Task details:
Nothing but the lines from the top of the data to the line holding "const AMOUNTS = [20, 30, 50, 100, 200, 300];" should be printed, word for word and both ends included; leave the pictures out.

━━━━━━━━

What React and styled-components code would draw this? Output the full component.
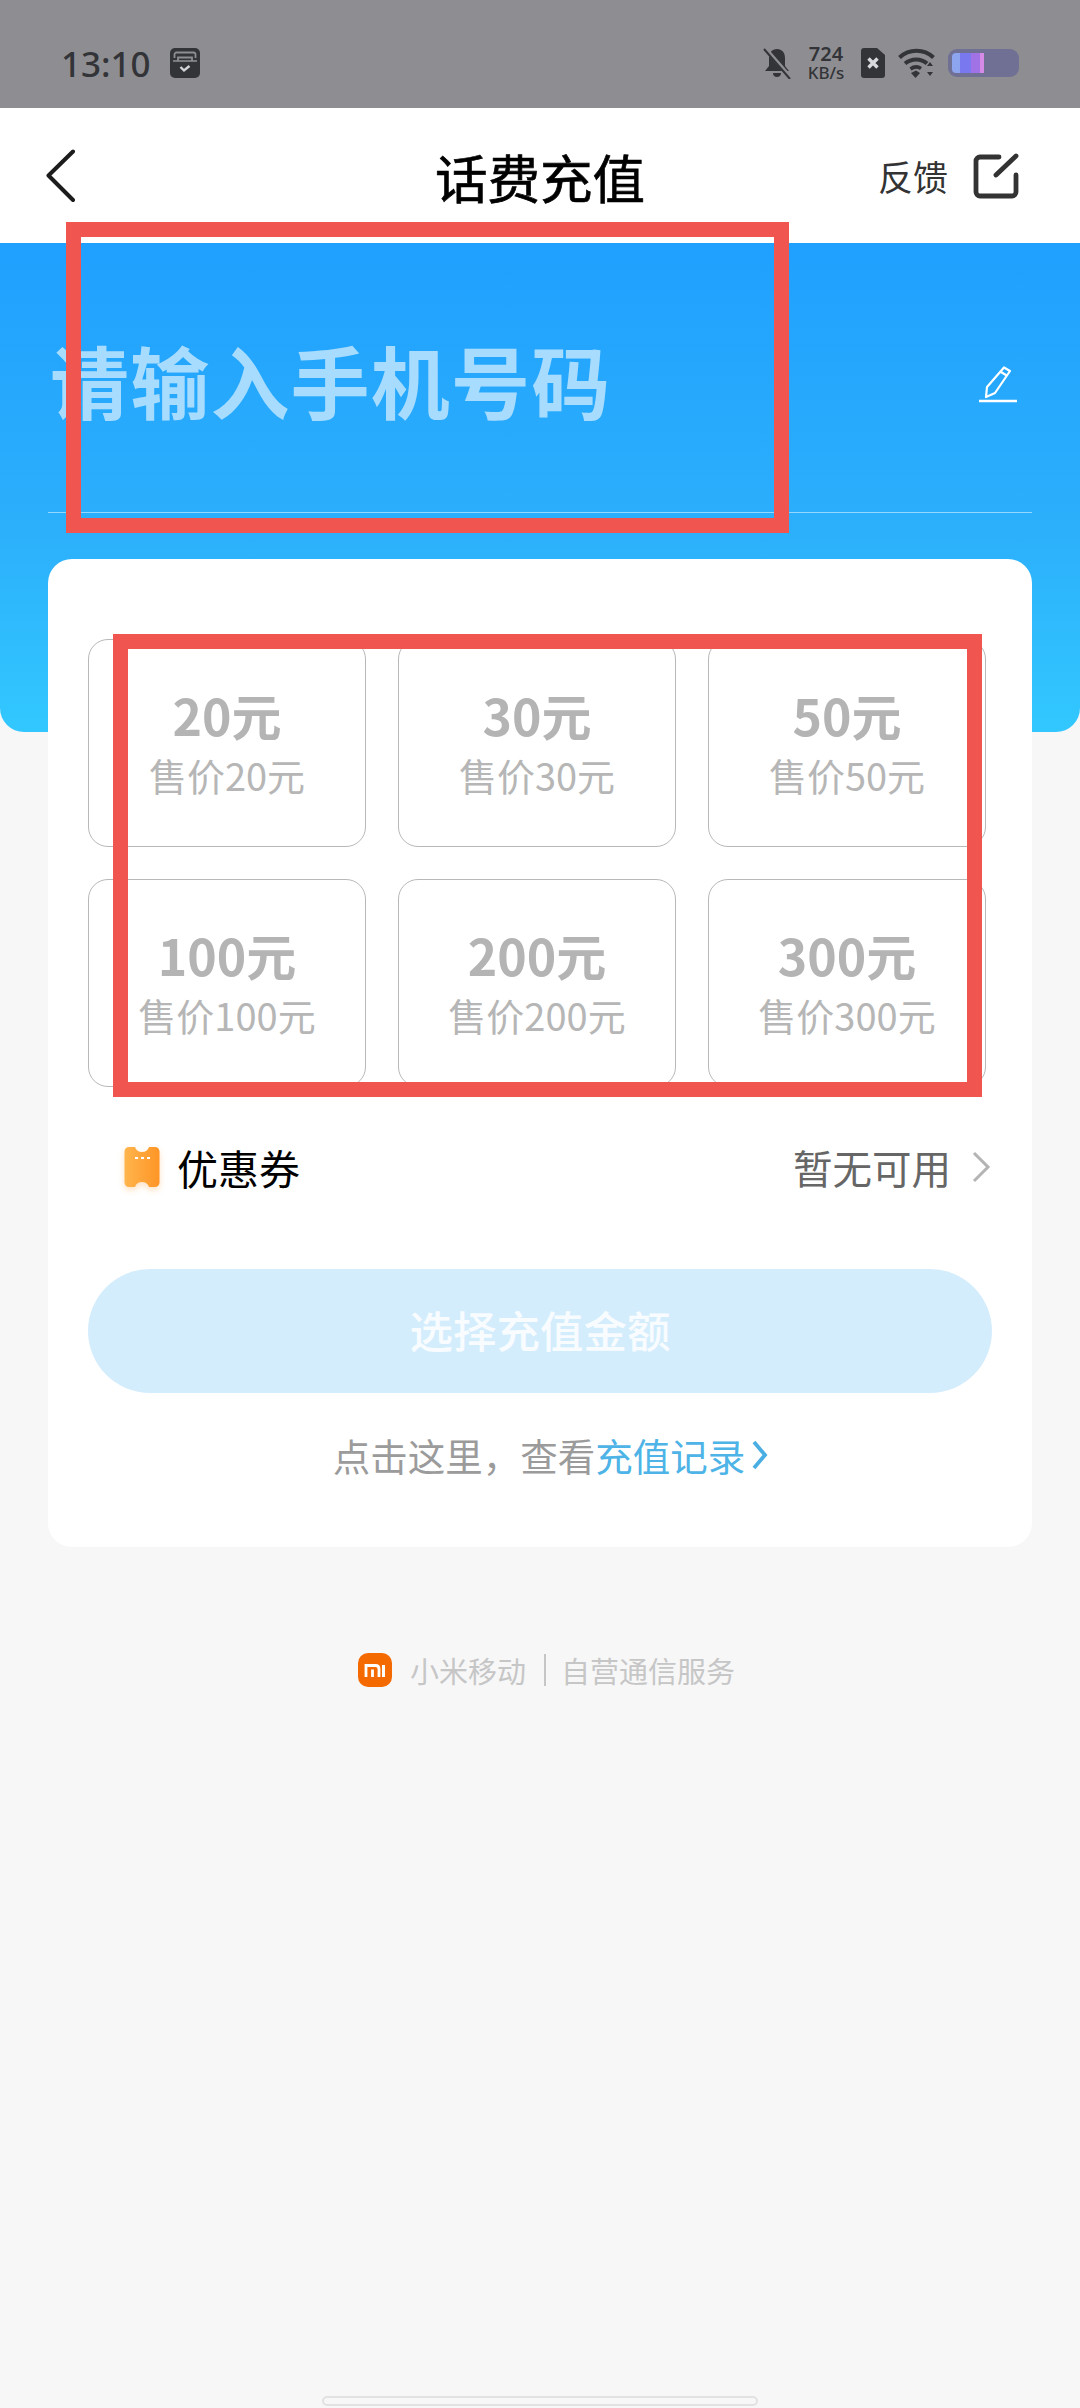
import styled, { createGlobalStyle } from 'styled-components';

const GlobalStyle = createGlobalStyle`
  html, body {
    margin: 0;
    padding: 0;
    background: #f7f7f8;
    font-family: "Noto Sans CJK SC", "Noto Sans", sans-serif;
  }
  * {
    box-sizing: border-box;
  }
`;

const AMOUNTS = [20, 30, 50, 100, 200, 300];

function TopupApp() {
  return (
    <Page>
      <GlobalStyle />
      <StatusBar>
        <StatusLeft>
          <Clock>13:10</Clock>
          <CalendarGlyph />
        </StatusLeft>
        <StatusRight>
          <MutedBell />
          <NetSpeed>
            <strong>724</strong>
            <span>KB/s</span>
          </NetSpeed>
          <SimGlyph />
          <WifiGlyph />
          <Battery>
            <BatteryFill />
          </Battery>
        </StatusRight>
      </StatusBar>

      <NavBar>
        <BackButton>
          <svg width="30" height="54" viewBox="0 0 30 54" fill="none">
            <path
              d="M27 2.500 2.500 26.500 27 51"
              stroke="#1c1c1c"
              strokeWidth="4"
              strokeLinecap="round"
              strokeLinejoin="round"
            />
          </svg>
        </BackButton>
        <NavTitle>话费充值</NavTitle>
        <NavAction>
          <span>反馈</span>
          <svg width="46" height="46" viewBox="0 0 46 46" fill="none">
            <path
              d="M26 4H7a4 4 0 0 0-4 4v31a4 4 0 0 0 4 4h32a4 4 0 0 0 4-4V22"
              stroke="#333"
              strokeWidth="4.800"
              strokeLinecap="round"
            />
            <path d="M23 22 43 3" stroke="#333" strokeWidth="4.800" strokeLinecap="round" />
          </svg>
        </NavAction>
      </NavBar>

      <Hero>
        <PhoneRow>
          <PhonePlaceholder>请输入手机号码</PhonePlaceholder>
          <PencilIcon width="40" height="38" viewBox="0 0 40 38" fill="none">
            <path
              d="M26 2.500 32 6 17 28l-9 4 1-10L26 2.500ZM23 7l6.500 4"
              stroke="#fff"
              strokeWidth="2.200"
              strokeLinejoin="round"
            />
            <path d="M1 36h38" stroke="#fff" strokeWidth="2.600" />
          </PencilIcon>
        </PhoneRow>
        <HeroDivider />
      </Hero>

      <Card>
        <AmountGrid>
          {AMOUNTS.map((value) => (
            <AmountTile key={value}>
              <AmountValue>{value}元</AmountValue>
              <AmountPrice>售价{value}元</AmountPrice>
            </AmountTile>
          ))}
        </AmountGrid>

        <CouponRow>
          <CouponLabel>
            <TicketIcon width="36" height="42" viewBox="0 0 36 42" fill="none">
              <defs>
                <linearGradient id="ticket" x1="0" y1="0" x2="1" y2="0">
                  <stop offset="0" stopColor="#ffb54d" />
                  <stop offset="1" stopColor="#ff9526" />
                </linearGradient>
              </defs>
              <path
                d="M5 1h6c1 3.500 3.500 5 7 5s6-1.500 7-5h6c2.500 0 4.500 2 4.500 4.500v31c0 2.500-2 4.500-4.500 4.500h-6c-1-3.500-3.500-5-7-5s-6 1.500-7 5H5c-2.500 0-4.500-2-4.500-4.500v-31C.5 3 2.500 1 5 1Z"
                fill="url(#ticket)"
              />
              <path d="M11 12h3M17 12h3M23 12h3" stroke="#fff" strokeWidth="2" />
            </TicketIcon>
            <span>优惠券</span>
          </CouponLabel>
          <CouponValue>
            <span>暂无可用</span>
            <svg width="20" height="32" viewBox="0 0 20 32" fill="none">
              <path d="m3 2 14 14L3 30" stroke="#b4b4b4" strokeWidth="3" />
            </svg>
          </CouponValue>
        </CouponRow>

        <SubmitButton type="button">选择充值金额</SubmitButton>

        <HistoryLine>
          点击这里，查看<HistoryLink>充值记录</HistoryLink>
          <svg width="17" height="32" viewBox="0 0 17 32" fill="none">
            <path d="m3 3 11 13L3 29" stroke="#4aaee2" strokeWidth="3.800" />
          </svg>
        </HistoryLine>
      </Card>

      <Footer>
        <svg width="34" height="34" viewBox="0 0 34 34">
          <rect width="34" height="34" rx="10" fill="#f56a00" />
          <path
            d="M8 24V12.500h9.500c2.200 0 3.500 1.300 3.500 3.500v8M14.500 24v-7.500"
            fill="none"
            stroke="#fff"
            strokeWidth="2.800"
          />
          <path d="M25.500 12v12" stroke="#fff" strokeWidth="3" />
        </svg>
        <FooterText>小米移动</FooterText>
        <FooterBar />
        <FooterText>自营通信服务</FooterText>
      </Footer>

      <HomeIndicator />

      {/* red markup boxes drawn over the page */}
      <MarkupBox $left={66} $top={222} $width={723} $height={311} />
      <MarkupBox $left={113} $top={634} $width={869} $height={463} />
    </Page>
  );
}

function CalendarGlyph() {
  return (
    <svg width="30" height="30" viewBox="0 0 30 30" fill="none">
      <rect width="30" height="30" rx="5" fill="#333438" />
      <path d="M4.500 10V6.500a2 2 0 0 1 2-2h17a2 2 0 0 1 2 2V10" stroke="#8e8e92" strokeWidth="1.800" />
      <path d="M8 13V9.500h14V13" stroke="#8e8e92" strokeWidth="1.800" />
      <path d="M3 13h24" stroke="#8e8e92" strokeWidth="1.600" />
      <path d="m10.500 19 3.500 3.500 5.500-4.500" stroke="#d5d5d8" strokeWidth="2.400" />
    </svg>
  );
}

function MutedBell() {
  return (
    <svg width="28" height="32" viewBox="0 0 28 32">
      <path
        d="M14 2c5 0 8 3.500 8 9v8l4 5H2l4-5v-8c0-5.500 3-9 8-9ZM10 26h8c0 2.500-1.500 4-4 4s-4-1.500-4-4Z"
        fill="#333438"
      />
      <path d="M1 0l26 30" stroke="#8e8e92" strokeWidth="4" />
      <path d="M1 2l26 30" stroke="#333438" strokeWidth="2" />
    </svg>
  );
}

function SimGlyph() {
  return (
    <svg width="24" height="30" viewBox="0 0 24 30">
      <path
        d="M3 0h13l8 7v20a3 3 0 0 1-3 3H3a3 3 0 0 1-3-3V3a3 3 0 0 1 3-3Z"
        fill="#333438"
      />
      <path d="m7.500 10.500 9 9m0-9-9 9" stroke="#d9d9dc" strokeWidth="3.400" />
    </svg>
  );
}

function WifiGlyph() {
  return (
    <svg width="37" height="30" viewBox="0 0 37 30" fill="none">
      <path d="M1.500 9.500C11 .5 26 .5 35.500 9.500" stroke="#333438" strokeWidth="4" />
      <path d="M7 15.500c6.500-5.500 16-5.500 22 0" stroke="#333438" strokeWidth="4" />
      <path d="M12.500 21c3.500-2.500 7.500-2.500 10.500-.5" stroke="#333438" strokeWidth="3.600" />
      <path d="m13 25 5-2.500 4 2.500-4.500 5z" fill="#333438" />
      <path d="m29 18 3-4 3 4zM29 24h6l-3 4z" fill="#333438" />
    </svg>
  );
}

const Page = styled.div`
  position: relative;
  width: 1080px;
  height: 2408px;
  overflow: hidden;
  background: #f7f7f8;
`;

const StatusBar = styled.div`
  height: 108px;
  padding: 18px 61px 0;
  background: #8e8e92;
  display: flex;
  align-items: center;
  justify-content: space-between;
`;

const StatusLeft = styled.div`
  display: flex;
  align-items: center;
  gap: 19px;
`;

const Clock = styled.span`
  font-family: "Noto Sans", sans-serif;
  font-size: 35px;
  font-weight: 500;
  line-height: 1;
  color: #333438;
`;

const StatusRight = styled.div`
  display: flex;
  align-items: center;
  gap: 13px;
`;

const NetSpeed = styled.div`
  display: flex;
  flex-direction: column;
  align-items: center;
  width: 44px;
  font-family: "Noto Sans", sans-serif;
  color: #333438;

  strong {
    font-size: 20px;
    font-weight: 600;
    line-height: 20px;
  }
  span {
    font-size: 17px;
    font-weight: 500;
    line-height: 18px;
  }
`;

const Battery = styled.div`
  width: 71px;
  height: 28px;
  padding: 4px;
  border-radius: 9px;
  background: #6f7094;
`;

const BatteryFill = styled.div`
  width: 32px;
  height: 100%;
  border-radius: 4px 0 0 4px;
  background: linear-gradient(
    90deg,
    #8da4ee 0 26%,
    #7a78ee 26% 60%,
    #a172e6 60% 88%,
    #d58ae6 88%
  );
`;

const NavBar = styled.div`
  height: 135px;
  padding: 0 61px;
  background: #fff;
  display: grid;
  grid-template-columns: 1fr auto 1fr;
  align-items: center;
`;

const BackButton = styled.div`
  margin-left: -15px;
  display: flex;
`;

const NavTitle = styled.h1`
  margin: 0;
  font-size: 52.500px;
  font-weight: 400;
  line-height: 60px;
  color: #000;
  -webkit-text-stroke: 0.7px #000;
`;

const NavAction = styled.div`
  justify-self: end;
  display: flex;
  align-items: center;
  gap: 25px;
  font-size: 35px;
  color: #333;
`;

const Hero = styled.div`
  height: 489px;
  padding: 0 48px;
  border-radius: 0 0 24px 24px;
  background: linear-gradient(180deg, #20a0ff 0%, #2cb0fb 60%, #32c8ff 100%);
`;

const PhoneRow = styled.div`
  height: 269px;
  padding: 4px 14px 0 2px;
  display: flex;
  align-items: center;
  justify-content: space-between;
`;

const PhonePlaceholder = styled.div`
  font-size: 79px;
  font-weight: 700;
  line-height: 90px;
  letter-spacing: 1.2px;
  color: #a8dcff;
`;

const PencilIcon = styled.svg`
  margin-top: 8px;
`;

const HeroDivider = styled.div`
  height: 1px;
  background: rgba(255, 255, 255, 0.5);
`;

const Card = styled.div`
  width: 984px;
  height: 988px;
  margin: -173px 0 0 48px;
  padding: 80px 41px 0 40px;
  border-radius: 24px;
  background: #fff;
`;

const AmountGrid = styled.div`
  display: grid;
  grid-template-columns: repeat(3, 278px);
  grid-auto-rows: 208px;
  gap: 32px;
`;

const AmountTile = styled.div`
  padding-top: 4px;
  border: 1px solid #b8b8b8;
  border-radius: 20px;
  display: flex;
  flex-direction: column;
  align-items: center;
  justify-content: center;
`;

const AmountValue = styled.div`
  font-size: 50px;
  font-weight: 700;
  line-height: 60px;
  color: #b4b4b4;
`;

const AmountPrice = styled.div`
  font-size: 38px;
  line-height: 62px;
  color: #b6b6b6;
`;

const CouponRow = styled.div`
  height: 60px;
  margin-top: 50px;
  padding: 0 0 0 36px;
  display: flex;
  align-items: center;
  justify-content: space-between;
`;

const CouponLabel = styled.div`
  display: flex;
  align-items: center;
  gap: 17px;
  font-size: 41px;
  line-height: 60px;
  color: #000;
`;

const TicketIcon = styled.svg`
  filter: drop-shadow(0 3px 3px rgba(255, 170, 80, 0.35));
`;

const CouponValue = styled.div`
  display: flex;
  align-items: center;
  gap: 20px;
  font-size: 39.500px;
  line-height: 60px;
  color: #666;
`;

const SubmitButton = styled.button`
  display: block;
  width: 904px;
  height: 124px;
  margin-top: 72px;
  padding: 0 0 4px;
  border: 0;
  border-radius: 62px;
  background: #d4edfd;
  font-family: inherit;
  font-size: 43.500px;
  font-weight: 500;
  color: rgba(255, 255, 255, 0.85);
`;

const HistoryLine = styled.div`
  margin-top: 34px;
  padding-left: 22px;
  display: flex;
  align-items: center;
  justify-content: center;
  font-size: 37.500px;
  line-height: 56px;
  color: #9b9b9b;

  svg {
    margin-left: 6px;
  }
`;

const HistoryLink = styled.span`
  color: #4eb3e6;
`;

const Footer = styled.div`
  margin-top: 106px;
  padding-left: 358px;
  height: 34px;
  display: flex;
  align-items: center;
  gap: 18px;
`;

const FooterText = styled.span`
  font-size: 29px;
  line-height: 34px;
  color: #c6c6c6;
`;

const FooterBar = styled.i`
  width: 2px;
  height: 32px;
  margin-right: -3px;
  background: #c6c6c6;
`;

const HomeIndicator = styled.div`
  position: absolute;
  left: 322px;
  bottom: 2px;
  width: 436px;
  height: 10px;
  border: 2px solid #e2e2e2;
  border-radius: 5px;
  background: #f7f7f7;
`;

const MarkupBox = styled.div`
  position: absolute;
  left: ${(props) => props.$left}px;
  top: ${(props) => props.$top}px;
  width: ${(props) => props.$width}px;
  height: ${(props) => props.$height}px;
  border: 15px solid #f0554f;
`;

export default TopupApp;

━━━━━━━━

Full answer:
What React and styled-components code would draw this? Output the full component.
import styled, { createGlobalStyle } from 'styled-components';

const GlobalStyle = createGlobalStyle`
  html, body {
    margin: 0;
    padding: 0;
    background: #f7f7f8;
    font-family: "Noto Sans CJK SC", "Noto Sans", sans-serif;
  }
  * {
    box-sizing: border-box;
  }
`;

const AMOUNTS = [20, 30, 50, 100, 200, 300];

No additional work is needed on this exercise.